Count the lines in the data below where the string "component" occurs, please, and give the number alone.

[Rows]
>> BEGIN

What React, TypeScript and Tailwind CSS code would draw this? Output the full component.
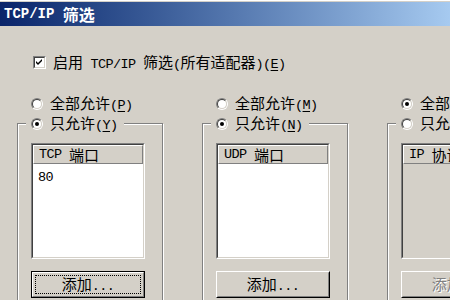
const L = ({ children }: { children: React.ReactNode }) => (
  <span className="font-['Liberation_Mono',monospace] text-[13.5px] tracking-[-0.6px] whitespace-pre">{children}</span>
);

const Radio = ({ checked }: { checked?: boolean }) => (
  <div className="w-[12px] h-[12px] shrink-0 rounded-full border border-t-[#808080] border-l-[#808080] border-r-white border-b-white">
    <div className="w-full h-full rounded-full border border-t-[#404040] border-l-[#404040] border-r-[#d4d0c8] border-b-[#d4d0c8] bg-white flex items-center justify-center">
      {checked && <div className="w-[4px] h-[4px] rounded-full bg-black" />}
    </div>
  </div>
);

const Label = ({ text, hot }: { text: string; hot: string }) => (
  <span className="whitespace-nowrap">
    {text}
    <L>
      (<span className="underline underline-offset-2">{hot}</span>)
    </L>
  </span>
);

type Col = {
  allKey: string;
  onlyKey: string;
  all?: boolean;
  proto: string;
  title: string;
  items: string[];
  disabled?: boolean;
  isDefault?: boolean;
};

const cols: Col[] = [
  { allKey: "P", onlyKey: "Y", proto: "TCP", title: "端口", items: ["80"], isDefault: true },
  { allKey: "M", onlyKey: "N", proto: "UDP", title: "端口", items: [] },
  { allKey: "A", onlyKey: "O", all: true, proto: "IP", title: "协议", items: [], disabled: true },
];

const AddButton = ({ isDefault, disabled }: { isDefault?: boolean; disabled?: boolean }) => {
  const label = (
    <span className={disabled ? "text-[#808080] [text-shadow:1px_1px_0_#ffffff]" : "text-black"}>
      添加<L>...</L>
    </span>
  );
  if (isDefault) {
    return (
      <div className="ml-[13px] mt-[12px] w-[114px] h-[27px] border border-black">
        <div className="w-full h-full border border-t-white border-l-white border-r-[#808080] border-b-[#808080] p-[2px]">
          <div className="w-full h-full border border-dotted border-black flex items-center justify-center">
            {label}
          </div>
        </div>
      </div>
    );
  }
  return (
    <div className="ml-[13px] mt-[12px] w-[114px] h-[27px] border border-t-white border-l-white border-r-black border-b-black">
      <div className="w-full h-full border border-t-[#d4d0c8] border-l-[#d4d0c8] border-r-[#808080] border-b-[#808080] flex items-center justify-center">
        {label}
      </div>
    </div>
  );
};

const Column = ({ col }: { col: Col }) => (
  <div className="w-[146px] shrink-0 flex flex-col">
    <div className="h-[12px] flex items-center pl-[14px] gap-[7px]">
      <Radio checked={col.all} />
      <Label text="全部允许" hot={col.allKey} />
    </div>
    <div className="mt-[13px] h-[200px] flex flex-col border border-[#808080] shadow-[inset_1px_1px_0_#ffffff,1px_1px_0_#ffffff]">
      <div className="-mt-[8px] ml-[8px] self-start h-[16px] flex items-center gap-[7px] pl-[5px] pr-[6px] bg-[#d4d0c8]">
        <Radio checked={!col.all} />
        <Label text="只允许" hot={col.onlyKey} />
      </div>
      <div className="ml-[13px] mt-[11px] w-[114px] h-[116px] border border-t-[#808080] border-l-[#808080] border-r-white border-b-white">
        <div
          className={`w-full h-full flex flex-col border border-t-[#404040] border-l-[#404040] border-r-[#d4d0c8] border-b-[#d4d0c8] ${
            col.disabled ? "bg-[#d4d0c8]" : "bg-white"
          }`}
        >
          <div className="h-[19px] shrink-0 flex items-center pl-[5px] bg-[#d4d0c8] border border-t-white border-l-white border-r-[#808080] border-b-[#808080] whitespace-nowrap">
            <L>{col.proto} </L>
            {col.title}
          </div>
          {col.items.map((it) => (
            <div key={it} className="pl-[5px] leading-[22px]">
              <L>{it}</L>
            </div>
          ))}
        </div>
      </div>
      <AddButton isDefault={col.isDefault} disabled={col.disabled} />
    </div>
  </div>
);

export default function App() {
  return (
    <div className="w-[450px] h-[300px] overflow-hidden bg-[#d4d0c8] text-black text-[15px] leading-none font-['Noto_Sans_CJK_SC',sans-serif]">
      <div className="h-[1px] bg-white" />
      <div className="mt-[1px] h-[24px] flex items-center pl-[4px] bg-gradient-to-r from-[#0a246a] to-[#a6caf0] text-white font-bold text-[16px] whitespace-nowrap">
        <span className="font-['Liberation_Mono',monospace] text-[14px] whitespace-pre">TCP/IP </span>筛选
      </div>
      <div className="mt-[30px] pl-[33px] h-[13px] flex items-center gap-[7px]">
        <div className="w-[13px] h-[13px] shrink-0 border border-t-[#808080] border-l-[#808080] border-r-white border-b-white">
          <div className="w-full h-full bg-white border border-t-[#404040] border-l-[#404040] border-r-[#d4d0c8] border-b-[#d4d0c8] flex items-center justify-center">
            <svg width="9" height="9" viewBox="0 0 9 9">
              <polygon points="1,3 3,5 7,1 7,3 3,7 1,5" fill="#000" />
            </svg>
          </div>
        </div>
        <span className="whitespace-nowrap">
          启用<L> TCP/IP </L>筛选<L>(</L>所有适配器<L>)(</L>
          <L>
            <span className="underline underline-offset-2">E</span>)
          </L>
        </span>
      </div>
      <div className="mt-[29px] pl-[17px] flex gap-[39px]">
        {cols.map((c) => (
          <Column key={c.proto} col={c} />
        ))}
      </div>
    </div>
  );
}
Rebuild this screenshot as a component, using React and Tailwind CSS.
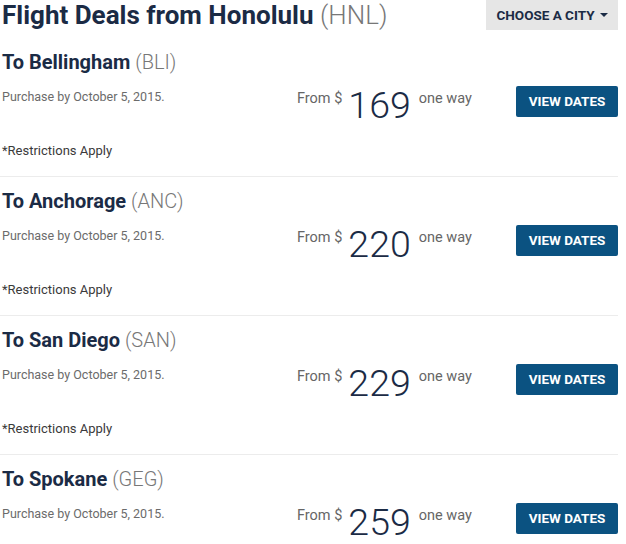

>> END

[Expected output] 2